■ Information supplied ■
+ + +

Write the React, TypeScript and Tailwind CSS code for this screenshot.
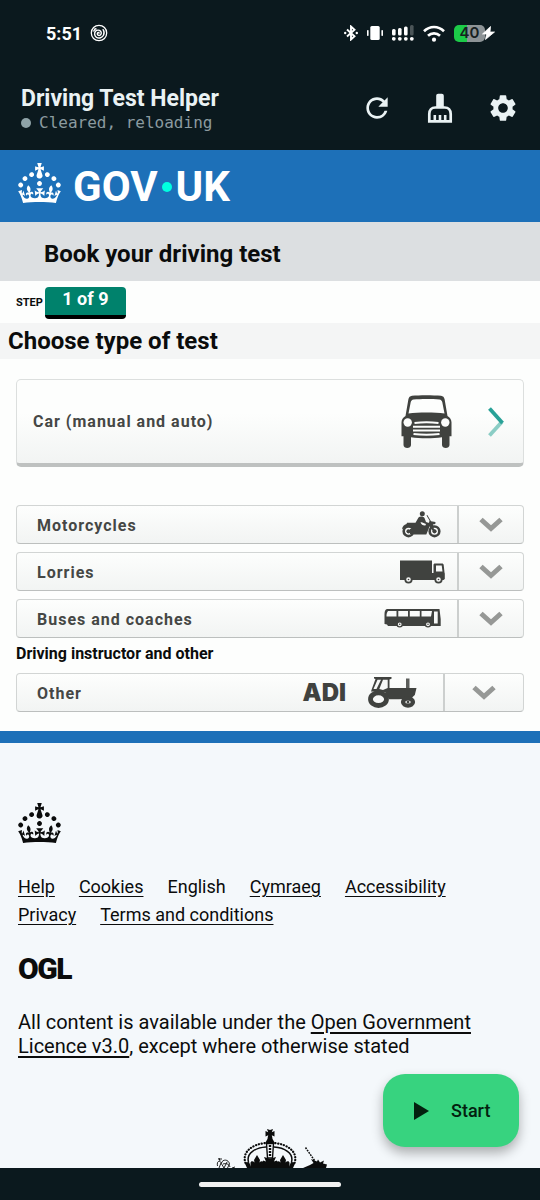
import { MdRefresh, MdSettings } from 'react-icons/md';
import type { ReactNode } from 'react';

const CROWN =
  'M22.6 10.4c-1 .4-2-.1-2.4-1-.4-.9.1-2 1-2.4.9-.4 2 .1 2.4 1s-.1 2-1 2.4m-5.9 6.7c-.9.4-2-.1-2.4-1-.4-.9.1-2 1-2.4.9-.4 2 .1 2.4 1s-.1 2-1 2.4m10.8-3.7c-1 .4-2-.1-2.4-1-.4-.9.1-2 1-2.4.9-.4 2 .1 2.4 1s0 2-1 2.4m3.3 4.8c-1 .4-2-.1-2.4-1-.4-.9.1-2 1-2.4.9-.4 2 .1 2.4 1s-.1 2-1 2.4M17 4.7l2.3 1.2V2.5l-2.3.7-.2-.2.9-3h-3.4l.9 3-.2.2c-.1.1-2.3-.7-2.3-.7v3.4L15 4.7c.1.1.1.2.2.2l-1.3 4c-.1.2-.1.4-.1.6 0 1.1.8 2 1.9 2.2h.7c1-.2 1.9-1.1 1.9-2.1 0-.2 0-.4-.1-.6l-1.3-4c-.1-.2 0-.2.1-.3m-7.6 5.7c.9.4 2-.1 2.4-1 .4-.9-.1-2-1-2.4-.9-.4-2 .1-2.4 1s0 2 1 2.4m-5 3c.9.4 2-.1 2.4-1 .4-.9-.1-2-1-2.4-.9-.4-2 .1-2.4 1s.1 2 1 2.4m-3.2 4.8c.9.4 2-.1 2.4-1 .4-.9-.1-2-1-2.4-.9-.4-2 .1-2.4 1s0 2 1 2.4m14.8 11c4.4 0 8.6.3 12.3.8 1.1-4.5 2.4-7 3.7-8.8l-2.5-.9c.2 1.3.3 1.9 0 2.7-.4-.4-.8-1.1-1.1-2.3l-1.2 4c.7-.5 1.3-.8 2-.9-1.1 2.5-2.6 3.1-3.5 3-1.1-.2-1.7-1.2-1.5-2.1.3-1.2 1.5-1.5 2.1-.1 1.1-2.3-.8-3-2-2.3 1.9-1.9 2.1-3.5.6-5.6-2.1 1.6-2.1 3.2-1.2 5.5-1.2-1.4-3.2-.6-2.5 1.6.9-1.4 2.1-.5 1.9.8-.2 1.1-1.7 2.1-3.5 1.9-2.7-.2-2.9-2.1-2.9-3.6.7-.1 1.9.5 2.9 1.9l.4-4.3c-1.1 1.1-2.1 1.4-3.2 1.4.4-1.2 2.1-3 2.1-3h-5.4s1.7 1.9 2.1 3c-1.1 0-2.1-.2-3.2-1.4l.4 4.3c1-1.4 2.2-2 2.9-1.9-.1 1.5-.2 3.4-2.9 3.6-1.9.2-3.4-.8-3.5-1.9-.2-1.3 1-2.2 1.9-.8.7-2.3-1.2-3-2.5-1.6.9-2.2.9-3.9-1.2-5.5-1.5 2-1.3 3.7.6 5.6-1.2-.7-3.1 0-2 2.3.6-1.4 1.8-1.1 2.1.1.2.9-.3 1.9-1.5 2.1-.9.2-2.4-.5-3.5-3 .6 0 1.2.3 2 .9l-1.2-4c-.3 1.1-.7 1.9-1.1 2.3-.3-.8-.2-1.4 0-2.7l-2.9.9C1.3 23 2.6 25.5 3.7 30c3.7-.5 7.9-.8 12.3-.8';

function Crown() {
  return (
    <svg viewBox="0 0 32 30" className="h-10 w-[43px]" fill="currentColor" aria-hidden="true">
      <path fillRule="evenodd" d={CROWN} />
    </svg>
  );
}

function SpiralIcon() {
  return (
    <svg viewBox="0 0 18 18" className="size-[18px]" fill="none" stroke="currentColor" aria-hidden="true">
      <circle cx="9" cy="9" r="7.7" strokeWidth="1.3" />
      <path
        strokeWidth="1.4"
        strokeLinecap="round"
        d="M9 9.2c.2-1-1.5-1.100-1.700.3-.2 1.500 1.200 2.200 2.400 1.800 1.700-.6 2-2.700.9-4C9.200 5.700 6.800 5.800 5.500 7.300c-1.500 1.900-1 4.700 1 6 2.500 1.400 5.700.5 7-2 1-2 .7-4-.4-5.600"
      />
      <path strokeWidth="1.4" d="M3.500 7.500 5 5l1.500-.3" />
    </svg>
  );
}

function StatusIcons() {
  return (
    <div className="flex items-center gap-[9px]" aria-hidden="true">
      <svg viewBox="0 0 14 16" className="h-4 w-3.5" fill="none" stroke="currentColor" strokeWidth="1.900">
        <path d="M3 4.500 10.500 11.300 7 14.500V1.500l3.500 3.200L3 11.500" />
        <circle cx="1.200" cy="8" r="1.200" fill="currentColor" stroke="none" />
        <circle cx="12.800" cy="8" r="1.200" fill="currentColor" stroke="none" />
      </svg>
      <svg viewBox="0 0 16 14" className="h-3.5 w-4" fill="currentColor">
        <rect x="3.300" y="0" width="9.400" height="14" rx="1.500" />
        <rect x="0" y="4" width="1.600" height="6" rx=".7" />
        <rect x="14.400" y="4" width="1.600" height="6" rx=".7" />
      </svg>
      <svg viewBox="0 0 22 16" className="h-4 w-[22px]" fill="currentColor">
        <rect x="0" y="4" width="3.600" height="6.500" rx="1.500" />
        <rect x="6" y="3" width="3.600" height="7.500" rx="1.500" />
        <rect x="12" y="1.500" width="3.600" height="9" rx="1.500" />
        <rect x="18" y="0" width="3.600" height="10.500" rx="1.500" fill="#4b5558" />
        <circle cx="1.800" cy="13.800" r="1.900" />
        <circle cx="7.800" cy="13.800" r="1.900" />
        <circle cx="13.800" cy="13.800" r="1.900" />
        <circle cx="19.800" cy="13.800" r="1.900" />
      </svg>
      <svg viewBox="0 0 22 17" className="h-[17px] w-[22px]" fill="none" stroke="currentColor" strokeWidth="2.600">
        <path d="M1 6.300c5.800-5.700 14.200-5.700 20 0M5 10.800c3.500-3.300 8.500-3.300 12 0" />
        <circle cx="11" cy="14.700" r="2.100" fill="currentColor" stroke="none" />
      </svg>
      <div className="relative flex items-center">
        <span className="flex h-[17px] w-[31px] items-center justify-center rounded-[5px] bg-linear-to-r from-[#1ccb48] from-42% to-[#8d9396] to-42% font-[Inter] text-[15px] font-semibold text-[#17201f]">
          40
        </span>
        <svg viewBox="0 0 13 14" className="absolute -right-[10px] h-3.5 w-[13px]">
          <path d="M8.500.5.5 8h4L3.500 13.500 12.500 6H8L8.500.5Z" fill="#fff" stroke="#fff" strokeWidth=".8" />
        </svg>
      </div>
    </div>
  );
}

function BrushIcon() {
  return (
    <svg viewBox="0 0 32 32" className="size-8" fill="currentColor" aria-hidden="true">
      <path d="M12.200 4c0-1.300.8-2.200 2-2.200h3.600c1.200 0 2 .9 2 2.200v12h-7.600V4Z" />
      <path d="M5.300 29.300V22c0-4 2.400-6.500 6-6.500h9.400c3.600 0 6 2.500 6 6.500v7.300H5.300Z" fill="none" stroke="currentColor" strokeWidth="2.700" />
      <path d="M9.500 23h2.600v6H9.500zM14.700 23h2.600v6h-2.600zM19.900 23h2.600v6h-2.600z" />
    </svg>
  );
}

function CarIcon() {
  return (
    <svg viewBox="0 0 51 53" className="h-[53px] w-[51px]" fill="#40423f" aria-hidden="true">
      <path
        fillRule="evenodd"
        d="M11 .8C18 .1 32 .1 40 .8c2 .3 3.200 1.500 3.600 3.500L46.500 21c2.500 1.500 4 3.700 4 6.500v13.700H48.500V50c0 4-7.500 4-7.500 0v-7.800c-9 1.400-22 1.400-31 0V50c0 4-7.500 4-7.500 0v-8.800H.5V27.500c0-2.800 1.500-5 4-6.500L7.400 4.300C7.800 2.300 9 1.100 11 .8ZM12.500 4.500C11 4.800 10 5.700 9.700 7.300L7.500 18.500c10-1.300 26-1.300 36 0L41.300 7.300c-.3-1.600-1.300-2.500-2.800-2.800-7-.7-19-.7-26 0Z"
      />
      <circle cx="6.700" cy="27.500" r="4.200" fill="#fcfdfc" />
      <circle cx="44.300" cy="27.500" r="4.200" fill="#fcfdfc" />
      <path
        fill="none"
        stroke="#fcfdfc"
        strokeWidth="1.900"
        d="M13.500 28c7-.9 17-.9 24 0M12 31.800h27M12 35.500h27M12.500 39c8 1 18 1 26 0"
      />
    </svg>
  );
}

function MotorcycleIcon() {
  return (
    <svg viewBox="0 0 39 27" className="h-[27px] w-[39px]" fill="#40423f" aria-hidden="true">
      <circle cx="20.300" cy="2.800" r="2.500" />
      <path d="M16.500 6.500c1.500-1.500 5-1.200 6 .5l1.500 4 3 1 .5-2.500-3-5 .8-.4 3.700 6.200 4.500.7-.2 2-2.500.6 2 3.400-2 1.500-3-3.500-3.500 8.500H12L9 19.500l-5-2.200c-3 0-4 .8-4 .8.500-3 2-4.300 4.500-5.100l.5-1.200h8.500l3-5.300Z" />
      <path d="M18.500 11.500c1.500-.8 3.500 1.200 5.500 1.400l-.6 1.600c-2.500.2-4-.8-4.900-3Z" fill="#fbfcfb" />
      <circle cx="6.500" cy="20.300" r="4.800" fill="#fbfcfb" stroke="#40423f" strokeWidth="2.600" />
      <circle cx="32.500" cy="20.300" r="4.800" fill="#fbfcfb" stroke="#40423f" strokeWidth="2.600" />
      <circle cx="6.500" cy="20.300" r="2.100" />
      <circle cx="32.500" cy="20.300" r="2.100" />
      <path d="m26.500 12 6 8.300" fill="none" stroke="#40423f" strokeWidth="2.200" />
      <path d="M8 18h7v5H8z" />
    </svg>
  );
}

function LorryIcon() {
  return (
    <svg viewBox="0 0 45 24" className="h-6 w-[45px]" fill="#40423f" aria-hidden="true">
      <path
        fillRule="evenodd"
        d="M0 .5h32V13h1.500V5c0-1 .5-1.500 1.500-1.500h7c1 0 1.500.5 1.700 1.500l.8 7.500.3 1V19l-1.300 1H0V.5ZM36 5.500v6h6.500L41.700 5.500H36Z"
      />
      <circle cx="8.500" cy="19.500" r="3.200" fill="#f7f8f7" stroke="#40423f" strokeWidth="1.800" />
      <circle cx="38.500" cy="19.500" r="3.200" fill="#f7f8f7" stroke="#40423f" strokeWidth="1.800" />
      <circle cx="8.500" cy="19.500" r=".8" />
      <circle cx="38.500" cy="19.500" r=".8" />
    </svg>
  );
}

function BusIcon() {
  return (
    <svg viewBox="0 0 57 19" className="h-[19px] w-[57px]" fill="#40423f" aria-hidden="true">
      <path
        fillRule="evenodd"
        d="M3 0h52.500l1.200 10v7H4l-1-1.500L.5 15V5C.5 2 1.500.6 3 0ZM2.500 7.500l10-.1V2H4C2.800 3.500 2.500 5 2.500 7.500ZM14.300 2v5.500H24V2h-9.700ZM25.800 2v5.500h10V2h-10ZM37.500 2v5.500H47L48 2H37.500ZM50 2.500v12h3.700v-12H50Z"
      />
      <circle cx="15.700" cy="15.300" r="2.600" fill="#f7f8f7" stroke="#40423f" strokeWidth="1.400" />
      <circle cx="44" cy="15.300" r="2.600" fill="#f7f8f7" stroke="#40423f" strokeWidth="1.400" />
      <circle cx="15.700" cy="15.300" r=".8" />
      <circle cx="44" cy="15.300" r=".8" />
    </svg>
  );
}

function TractorIcon() {
  return (
    <svg viewBox="0 0 49 31" className="h-[31px] w-[49px]" fill="#40423f" aria-hidden="true">
      <path d="M6 0h17.500v1.800L21.500 2.500V11H48.500l-1.700 7-3.800 3.500-12 .8H21L17 15 3 14.500l1-3L7.500 2 6 1.500V0Z" />
      <path d="M9.500 2.800h3.500L8.500 12H5.500L9.500 2.800ZM15 2.800h4.700V11l-4.700 2-3.700-1L15 2.800Z" fill="#f7f8f7" />
      <path d="M38 1.500h3.500V11H38z" fill="#5b5d5a" />
      <ellipse cx="10.500" cy="22.200" rx="8" ry="6.300" fill="#f7f8f7" stroke="#40423f" strokeWidth="4.800" />
      <ellipse cx="40" cy="25" rx="5" ry="3.600" fill="#d5d7d5" stroke="#40423f" strokeWidth="4.200" />
      <circle cx="40" cy="25" r="1.200" />
    </svg>
  );
}

function RoyalArms() {
  return (
    <svg viewBox="0 0 108 39" className="h-[39px] w-[108px] overflow-visible" fill="#0b0c0c" aria-hidden="true">
      <path d="m51 0 3 1 3-1-1.200 3.300L58.500 2v5.500l-2.700-1.200.7 3.200h-5l.7-3.200L49.500 7.500V2l2.700 1.300L51 0Z" />
      <path d="M52 9h4l2.500 4.500-1 2.500h-7l-1-2.500L52 9Z" />
      <path d="M50.500 14.500h7L56.500 29h-5l-1-14.500Z" fill="#f4f8fb" stroke="#0b0c0c" strokeWidth="1.400" />
      <path d="M54 16v12" fill="none" stroke="#0b0c0c" strokeWidth="2.400" strokeDasharray="2 1" />
      <path
        d="M29.500 34c-4-11 7-19 20.500-20M78.500 34c4-11-7-19-20.500-20"
        fill="none"
        stroke="#0b0c0c"
        strokeWidth="2.200"
        strokeLinecap="round"
        strokeDasharray=".2 2.700"
      />
      <path d="M32.500 33C30 24 40 18.500 50 18M75.500 33C78 24 68 18.500 58 18" fill="none" stroke="#0b0c0c" strokeWidth="1.500" />
      <path d="m48 28 6 1.800 6-1.800-2 4.500 3-1v7.500H47v-7.500l3 1L48 28Z" />
      <path d="M41 26l3 5-.5 2.500c1.500-1.800 3.500-1.500 4 .2V39H34.500v-5.300c.5-1.700 2.500-2 4-.2L38 31l3-5ZM67 26l3 5-.5 2.500c1.500-1.800 3.500-1.500 4 .2V39H60.500v-5.300c.5-1.700 2.500-2 4-.2L64 31l3-5Z" />
      <path d="M28.500 33.500 33 33l2.500 6H31l-2.500-5.500ZM79.500 33.500 75 33l-2.500 6H77l2.500-5.500Z" />
      <g fill="none" stroke="#0b0c0c" strokeWidth=".9">
        <path d="M1.500 37c-1-5 2-6 4-3 1-4 7-4 8 1l-2 4M3 39l2-5 3 5 3-6" />
        <path d="m3 29 1 3m-2-2h4M7 35c3-1 6 0 7 3M16 39l3-1" />
        <path d="m89.500 18.500 9 13" strokeWidth="1.500" strokeDasharray="1.800 1" />
      </g>
      <path d="M95 30l6 2.500 1-2 2 3 4-2-1 3 4 1-1 3.500H87l7-3 3.500-2L95 30Z" />
    </svg>
  );
}

function DownChevron() {
  return (
    <svg viewBox="0 0 24 16" className="h-4 w-6" aria-hidden="true">
      <path d="m2 2.500 10 9 10-9" fill="none" stroke="#969896" strokeWidth="5" />
    </svg>
  );
}

function TestRow({ label, wide, children }: { label: string; wide?: boolean; children: ReactNode }) {
  return (
    <button className="flex h-[39px] w-full items-stretch rounded-[4px] border border-[#d2d5d4] border-b-[#bcbfbe] bg-linear-to-b from-[#fdfefd] to-[#f2f4f3] pl-5 text-left">
      <span className="flex flex-1 items-center pt-0.5 text-base font-bold tracking-[1px] text-[#454745]">{label}</span>
      <span className={wide ? 'flex items-center gap-[22px] pr-[26px]' : 'flex items-center'}>{children}</span>
      <span
        className={
          wide
            ? 'flex w-20 items-center justify-center border-l-2 border-[#cccfce]'
            : 'ml-4 flex w-[66px] items-center justify-center border-l-2 border-[#cccfce]'
        }
      >
        <DownChevron />
      </span>
    </button>
  );
}

const footerLinks = [
  { label: 'Help', link: true },
  { label: 'Cookies', link: true },
  { label: 'English', link: false },
  { label: 'Cymraeg', link: true },
  { label: 'Accessibility', link: true },
  { label: 'Privacy', link: true },
  { label: 'Terms and conditions', link: true },
];

function App() {
  return (
    <div className="relative flex h-screen w-full flex-col overflow-hidden bg-[#0b191e] font-[Roboto,sans-serif]">
      <div className="flex h-[66px] shrink-0 items-center justify-between pr-[55px] pl-[46px] text-white">
        <div className="flex items-center gap-2">
          <span className="text-[18px] font-bold">5:51</span>
          <SpiralIcon />
        </div>
        <StatusIcons />
      </div>

      <header className="flex h-[84px] shrink-0 items-center justify-between px-[21px] text-[#eaf2f4]">
        <div>
          <h1 className="pt-0.5 text-[23px] leading-7 font-bold">Driving Test Helper</h1>
          <p className="flex items-center gap-2 font-['DejaVu_Sans_Mono',monospace] text-base leading-5 text-[#8b9ba0]">
            <span className="size-[10px] rounded-full bg-[#8fa3a8]" />
            Cleared, reloading
          </p>
        </div>
        <div className="flex items-center gap-[31px]">
          <button aria-label="Reload">
            <MdRefresh className="size-8" />
          </button>
          <button aria-label="Clear data">
            <BrushIcon />
          </button>
          <button aria-label="Settings">
            <MdSettings className="size-8" />
          </button>
        </div>
      </header>

      <main className="relative flex-1 overflow-hidden bg-[#fdfefd] text-[#0b0c0c]">
        <a href="#" aria-label="GOV.UK" className="flex h-[72px] items-center gap-3 bg-[#1d70b8] px-[18px] text-white">
          <span className="pb-1.5">
            <Crown />
          </span>
          <span className="flex items-center pt-0.5 text-[42px] leading-none font-bold">
            GOV
            <span className="mx-1 size-[10px] rounded-full bg-[#00ffe0]" />
            UK
          </span>
        </a>

        <div className="flex h-[59px] items-center bg-[#dcdfe1] px-11 pt-1">
          <h2 className="text-2xl font-bold">Book your driving test</h2>
        </div>

        <div className="flex h-[42px] items-center gap-[2px] px-4 pt-0.5">
          <span className="text-[11px] font-bold">STEP</span>
          <span className="flex h-8 w-[81px] justify-center rounded-[4px] border-b-4 border-black bg-[#00826c] text-lg leading-6 font-bold text-white">
            1 of 9
          </span>
        </div>

        <h3 className="bg-[#f4f5f5] px-2 text-2xl leading-9 font-bold">Choose type of test</h3>

        <div className="px-4 pt-5 pb-[19px]">
          <button className="flex h-[88px] w-full items-center rounded-[5px] border border-b-4 border-[#dcdfde] border-b-[#bec1c0] bg-linear-to-b from-[#fdfefd] from-40% to-[#f2f4f3] pr-[19px] pl-4 text-left">
            <span className="flex-1 text-base font-bold tracking-[1px] text-[#454745]">Car (manual and auto)</span>
            <CarIcon />
            <svg viewBox="0 0 16 30" className="ml-9 h-[30px] w-4" fill="none" strokeWidth="3.800" aria-hidden="true">
              <path d="M1.500 28.500 13.800 15" stroke="#8bcdc5" />
              <path d="M1.500 1.500 14.500 16" stroke="#28a197" />
            </svg>
          </button>

          <div className="mt-[38px] flex flex-col gap-2">
            <TestRow label="Motorcycles">
              <MotorcycleIcon />
            </TestRow>
            <TestRow label="Lorries">
              <span className="-mr-1">
                <LorryIcon />
              </span>
            </TestRow>
            <TestRow label="Buses and coaches">
              <BusIcon />
            </TestRow>
          </div>

          <h4 className="pt-1 pb-[7px] text-base leading-6 font-bold">Driving instructor and other</h4>
          <TestRow label="Other" wide>
            <span className="font-[Inter,sans-serif] text-2xl leading-none font-black text-[#40423f]">ADI</span>
            <TractorIcon />
          </TestRow>
        </div>

        <footer className="border-t-[12px] border-[#1d70b8] bg-[#f4f8fb] px-[18px] pt-[60px]">
          <Crown />
          <nav className="mt-[30px] flex flex-wrap gap-x-6 text-lg leading-7">
            {footerLinks.map((item) =>
              item.link ? (
                <a key={item.label} href="#" className="underline underline-offset-3">
                  {item.label}
                </a>
              ) : (
                <span key={item.label}>{item.label}</span>
              )
            )}
          </nav>
          <p className="mt-6 text-[30px] leading-8 font-black tracking-tighter">OGL</p>
          <p className="mt-[25px] text-xl leading-6">
            All content is available under the{' '}
            <a href="#" className="underline underline-offset-3">
              Open Government Licence v3.0
            </a>
            , except where otherwise stated
          </p>
          <div className="mt-[71px] flex justify-center">
            <RoyalArms />
          </div>
        </footer>

        <button className="absolute right-[21px] bottom-[21px] flex h-[73px] w-[136px] items-center gap-[22px] rounded-[22px] bg-[#37d37f] pl-[31px] text-lg font-medium text-[#03210f] shadow-[0_6px_12px_rgba(0,0,0,0.3)]">
          <svg viewBox="0 0 15 18" className="h-[18px] w-[15px]" fill="currentColor" aria-hidden="true">
            <path d="M0 0v18l15-9z" />
          </svg>
          Start
        </button>
      </main>

      <div className="flex h-8 shrink-0 items-center justify-center">
        <span className="h-[5px] w-[142px] rounded-full bg-[#f1f1f1]" />
      </div>
    </div>
  );
}

export default App;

+ + +

Please quote the lines of the material, beginning with the first and ending with the one that contains "30c3.7-.5 7.9-.8 12.3-.8';", exactly as written and without any pictures.

■ Exercise result ■
Write the React, TypeScript and Tailwind CSS code for this screenshot.
import { MdRefresh, MdSettings } from 'react-icons/md';
import type { ReactNode } from 'react';

const CROWN =
  'M22.6 10.4c-1 .4-2-.1-2.4-1-.4-.9.1-2 1-2.4.9-.4 2 .1 2.4 1s-.1 2-1 2.4m-5.9 6.7c-.9.4-2-.1-2.4-1-.4-.9.1-2 1-2.4.9-.4 2 .1 2.4 1s-.1 2-1 2.4m10.8-3.7c-1 .4-2-.1-2.4-1-.4-.9.1-2 1-2.4.9-.4 2 .1 2.4 1s0 2-1 2.4m3.3 4.8c-1 .4-2-.1-2.4-1-.4-.9.1-2 1-2.4.9-.4 2 .1 2.4 1s-.1 2-1 2.4M17 4.7l2.3 1.2V2.5l-2.3.7-.2-.2.9-3h-3.4l.9 3-.2.2c-.1.1-2.3-.7-2.3-.7v3.4L15 4.7c.1.1.1.2.2.2l-1.3 4c-.1.2-.1.4-.1.6 0 1.1.8 2 1.9 2.2h.7c1-.2 1.9-1.1 1.9-2.1 0-.2 0-.4-.1-.6l-1.3-4c-.1-.2 0-.2.1-.3m-7.6 5.7c.9.4 2-.1 2.4-1 .4-.9-.1-2-1-2.4-.9-.4-2 .1-2.4 1s0 2 1 2.4m-5 3c.9.4 2-.1 2.4-1 .4-.9-.1-2-1-2.4-.9-.4-2 .1-2.4 1s.1 2 1 2.4m-3.2 4.8c.9.4 2-.1 2.4-1 .4-.9-.1-2-1-2.4-.9-.4-2 .1-2.4 1s0 2 1 2.4m14.8 11c4.4 0 8.6.3 12.3.8 1.1-4.5 2.4-7 3.7-8.8l-2.5-.9c.2 1.3.3 1.9 0 2.7-.4-.4-.8-1.1-1.1-2.3l-1.2 4c.7-.5 1.3-.8 2-.9-1.1 2.5-2.6 3.1-3.5 3-1.1-.2-1.7-1.2-1.5-2.1.3-1.2 1.5-1.5 2.1-.1 1.1-2.3-.8-3-2-2.3 1.9-1.9 2.1-3.5.6-5.6-2.1 1.6-2.1 3.2-1.2 5.5-1.2-1.4-3.2-.6-2.5 1.6.9-1.4 2.1-.5 1.9.8-.2 1.1-1.7 2.1-3.5 1.9-2.7-.2-2.9-2.1-2.9-3.6.7-.1 1.9.5 2.9 1.9l.4-4.3c-1.1 1.1-2.1 1.4-3.2 1.4.4-1.2 2.1-3 2.1-3h-5.4s1.7 1.9 2.1 3c-1.1 0-2.1-.2-3.2-1.4l.4 4.3c1-1.4 2.2-2 2.9-1.9-.1 1.5-.2 3.4-2.9 3.6-1.9.2-3.4-.8-3.5-1.9-.2-1.3 1-2.2 1.9-.8.7-2.3-1.2-3-2.5-1.6.9-2.2.9-3.9-1.2-5.5-1.5 2-1.3 3.7.6 5.6-1.2-.7-3.1 0-2 2.3.6-1.4 1.8-1.1 2.1.1.2.9-.3 1.9-1.5 2.1-.9.2-2.4-.5-3.5-3 .6 0 1.2.3 2 .9l-1.2-4c-.3 1.1-.7 1.9-1.1 2.3-.3-.8-.2-1.4 0-2.7l-2.9.9C1.3 23 2.6 25.5 3.7 30c3.7-.5 7.9-.8 12.3-.8';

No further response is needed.